Given the Jets' star-crossed history, perhaps the result of a Faustian bargain struck by their Hall of Fame quarterback Joe Namath when he guaranteed that Super Bowl III victory, maybe it wouldn't have mattered if Belichick remained.

The fantastic and fragile Chad Pennington,
from a 2002 season game program.
Sometimes, they just seem cursed:
  • Cursed when Bruce Harper fumbled the opening kickoff return at the 1981 Wild Card game against the Buffalo Bills, instantly putting them in a 7-0 hole from which they'd never escape in the last NFL playoff game at Shea Stadium;
  • Cursed when Testaverde's achilles tendon tore in first half of the first game of the 1999 season after he'd led them to the 1998 AFC championship game;
  • Cursed when placekicker Doug Brien missed two potential game-winning field goals in a 2004 playoff game against the Pittsburgh Steelers;
  • Cursed when -- after using their first draft pick to take kicker Mike Nugent to replace Brien -- Pennington and back-up QB Jay Fiedler sustained season-ending injuries in the same quarter of the third game of the 2005 season.*
Bad decisions? Bad juju? Plenty of both to go around.

Since the NFL's adoption of a 16-game schedule, the Jets have gone 281-317-2 over 38 seasons (two of which were abbreviated by labor issues). Seven of those seasons produced 8-8 records, another 8-7-1, two at 7-9, five at 9-7, six at 6-10 and six at 10-6. These Monsters of the Middling once went 12-4. They also once went 1-15. They've won 10 post-season games and lost 12, including four AFC Championships.

To be sure, all of those bad times were preceded by good times: the New York Sack Exchange defensive line that made the Jets a premier team in the early 80s; O'Brien's almost unerring accuracy; that franchise-best 12-4 season in 1998; their rally to an 8-8 finish the next year when, post-Testaverde injury they'd fallen to 2-6 before being rescued by the unheralded Ray Lucas; plus that brief time when Mark Sanchez and Rex Ryan got us all to buy in.

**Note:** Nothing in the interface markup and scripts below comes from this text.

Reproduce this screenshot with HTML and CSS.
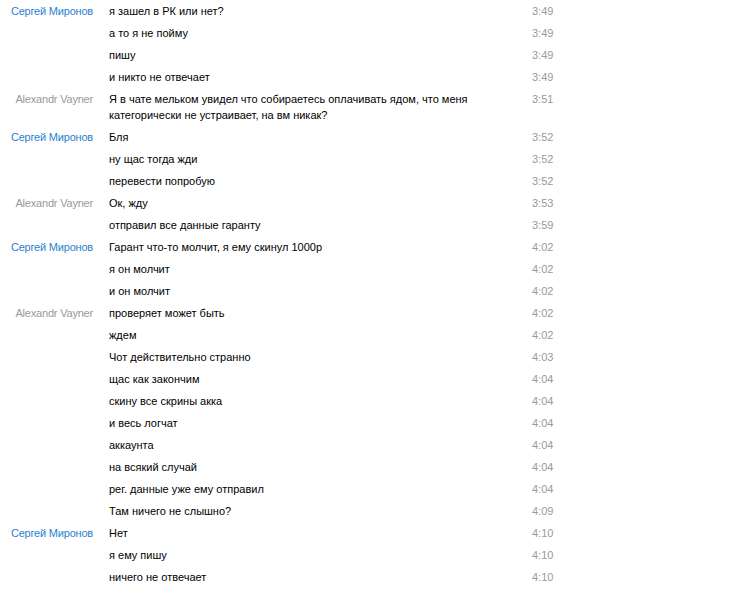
FILE: index.html
```html
<!DOCTYPE html>
<html>
<head>
<meta charset="utf-8">
<link rel="stylesheet" href="styles.css">
</head>
<body>
<div class="log">
  <div class="row"><div class="name me">Сергей Миронов</div><div class="msg">я зашел в РК или нет?</div><div class="time">3:49</div></div>
  <div class="row"><div class="name"></div><div class="msg">а то я не пойму</div><div class="time">3:49</div></div>
  <div class="row"><div class="name"></div><div class="msg">пишу</div><div class="time">3:49</div></div>
  <div class="row"><div class="name"></div><div class="msg">и никто не отвечает</div><div class="time">3:49</div></div>
  <div class="row"><div class="name other">Alexandr Vayner</div><div class="msg">Я в чате мельком увидел что собираетесь оплачивать ядом, что меня категорически не устраивает, на вм никак?</div><div class="time">3:51</div></div>
  <div class="row"><div class="name me">Сергей Миронов</div><div class="msg">Бля</div><div class="time">3:52</div></div>
  <div class="row"><div class="name"></div><div class="msg">ну щас тогда жди</div><div class="time">3:52</div></div>
  <div class="row"><div class="name"></div><div class="msg">перевести попробую</div><div class="time">3:52</div></div>
  <div class="row"><div class="name other">Alexandr Vayner</div><div class="msg">Ок, жду</div><div class="time">3:53</div></div>
  <div class="row"><div class="name"></div><div class="msg">отправил все данные гаранту</div><div class="time">3:59</div></div>
  <div class="row"><div class="name me">Сергей Миронов</div><div class="msg">Гарант что-то молчит, я ему скинул 1000р</div><div class="time">4:02</div></div>
  <div class="row"><div class="name"></div><div class="msg">я он молчит</div><div class="time">4:02</div></div>
  <div class="row"><div class="name"></div><div class="msg">и он молчит</div><div class="time">4:02</div></div>
  <div class="row"><div class="name other">Alexandr Vayner</div><div class="msg">проверяет может быть</div><div class="time">4:02</div></div>
  <div class="row"><div class="name"></div><div class="msg">ждем</div><div class="time">4:02</div></div>
  <div class="row"><div class="name"></div><div class="msg">Чот действительно странно</div><div class="time">4:03</div></div>
  <div class="row"><div class="name"></div><div class="msg">щас как закончим</div><div class="time">4:04</div></div>
  <div class="row"><div class="name"></div><div class="msg">скину все скрины акка</div><div class="time">4:04</div></div>
  <div class="row"><div class="name"></div><div class="msg">и весь логчат</div><div class="time">4:04</div></div>
  <div class="row"><div class="name"></div><div class="msg">аккаунта</div><div class="time">4:04</div></div>
  <div class="row"><div class="name"></div><div class="msg">на всякий случай</div><div class="time">4:04</div></div>
  <div class="row"><div class="name"></div><div class="msg">рег. данные уже ему отправил</div><div class="time">4:04</div></div>
  <div class="row"><div class="name"></div><div class="msg">Там ничего не слышно?</div><div class="time">4:09</div></div>
  <div class="row"><div class="name me">Сергей Миронов</div><div class="msg">Нет</div><div class="time">4:10</div></div>
  <div class="row"><div class="name"></div><div class="msg">я ему пишу</div><div class="time">4:10</div></div>
  <div class="row"><div class="name"></div><div class="msg">ничего не отвечает</div><div class="time">4:10</div></div>
</div>
</body>
</html>
```
FILE: styles.css
```css
html, body {
  margin: 0;
  padding: 0;
  background: #fff;
}
body {
  font-family: "Liberation Sans", Arial, sans-serif;
  font-size: 11px;
  line-height: 16px;
  color: #000;
}
.log {
  display: flex;
  flex-direction: column;
}
.row {
  display: grid;
  grid-template-columns: 109px 423px 60px;
  padding: 3px 0;
}
.name {
  text-align: right;
  padding-right: 16px;
  white-space: nowrap;
  letter-spacing: -0.2px;
}
.me { color: #2b7fd0; }
.other { color: #999; }
.msg {
  color: #000;
  padding-right: 40px;
}
.time {
  color: #999;
}
```
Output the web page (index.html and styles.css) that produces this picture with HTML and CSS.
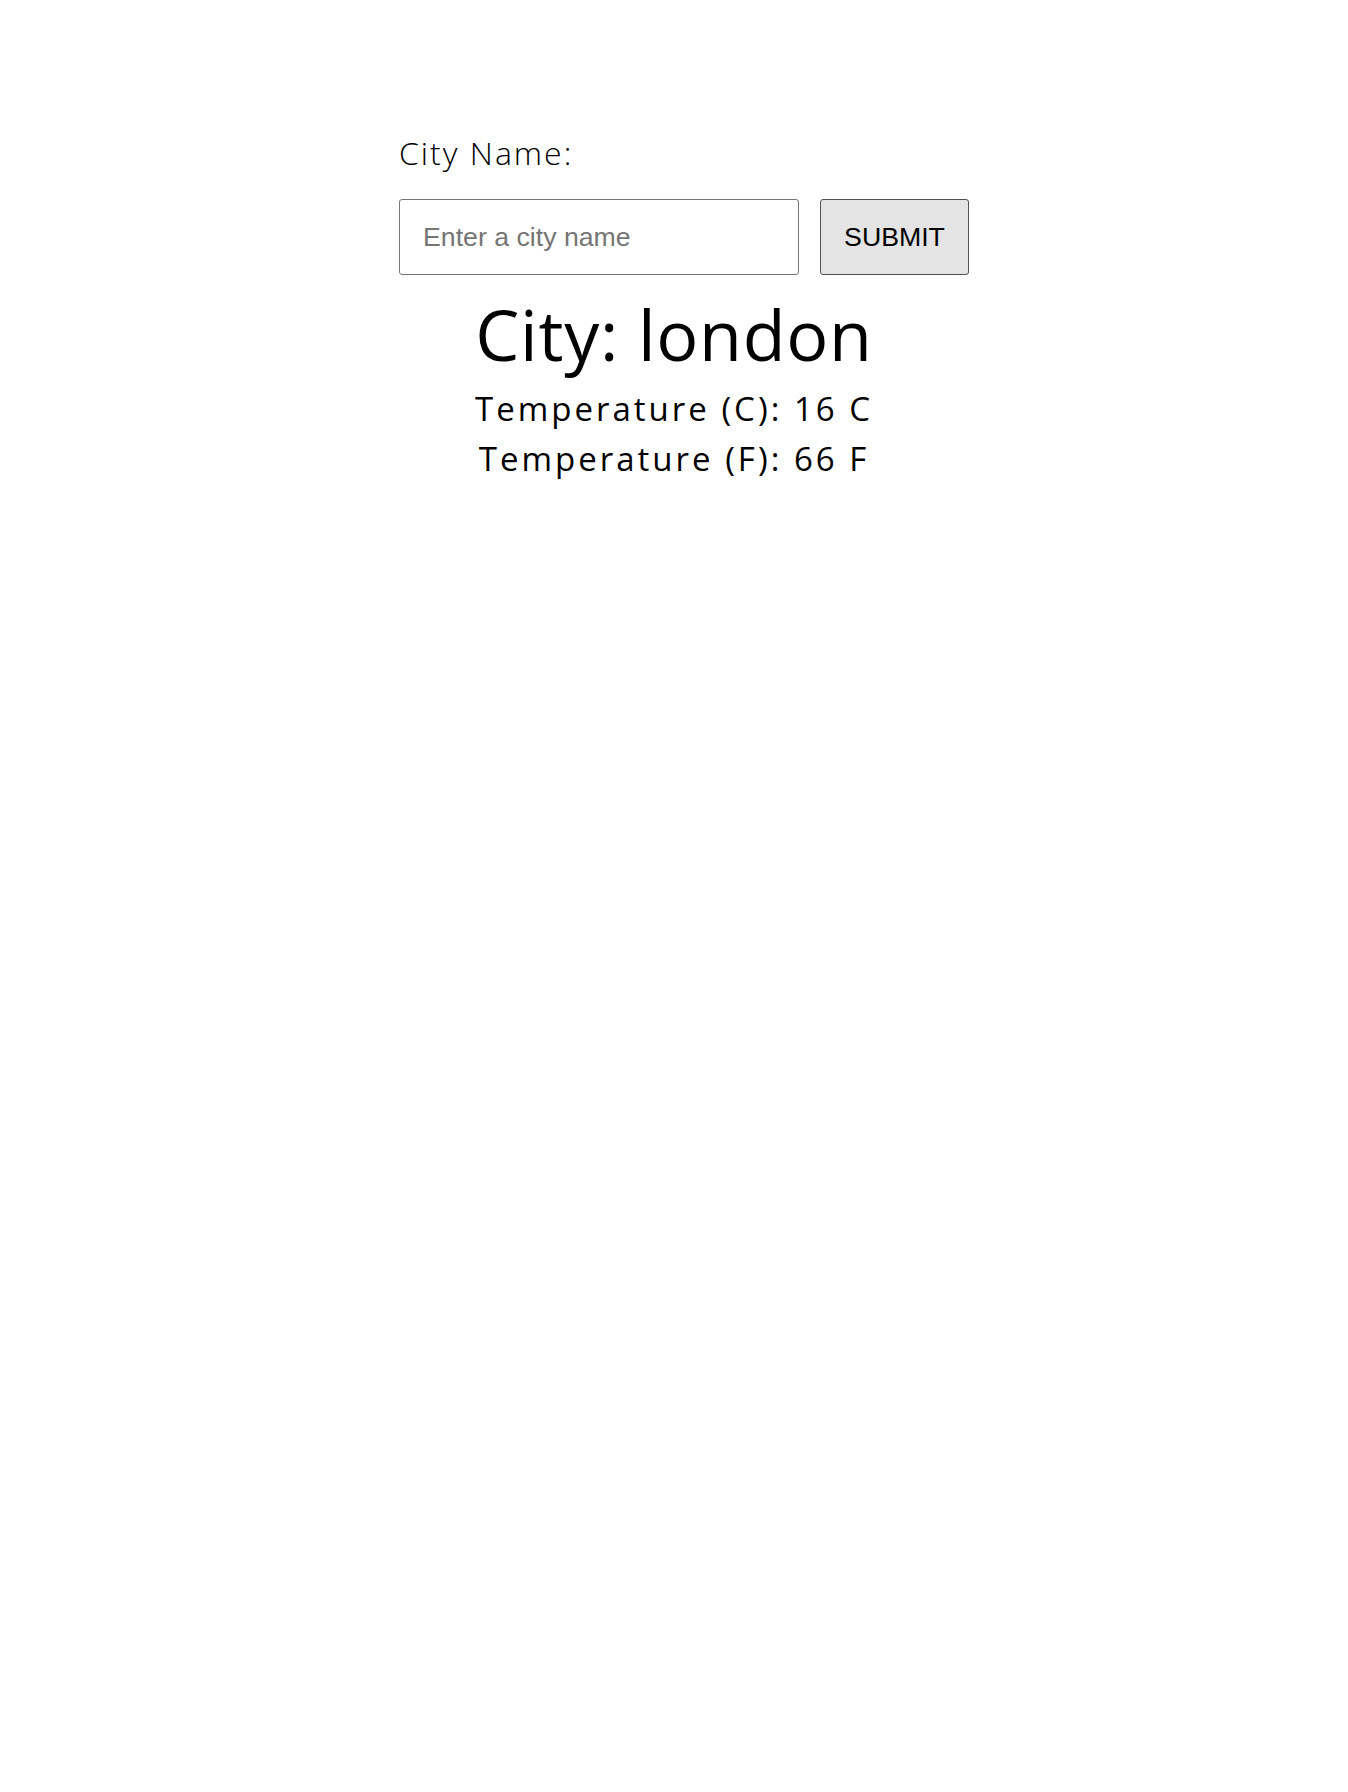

Every peak only heightened the subsequent fall.

Fandom for any team is an act of faith. Nobody wins all of the time, even if it sometimes feels that way. The Jets are far from alone in seeming to be endlessly rebuilding, forever close to turning that last corner. That's the grift, the long con: we the willing, we the credulous, we the gullible, we believe.

Even if we don't want to, we believe.

* A Cincinnati Bengal since 2010, Nugent just minutes ago booted a game-winning field goal for the big cats as they downed the Jets, 23-22, in the 2016 season opener. Of course he did.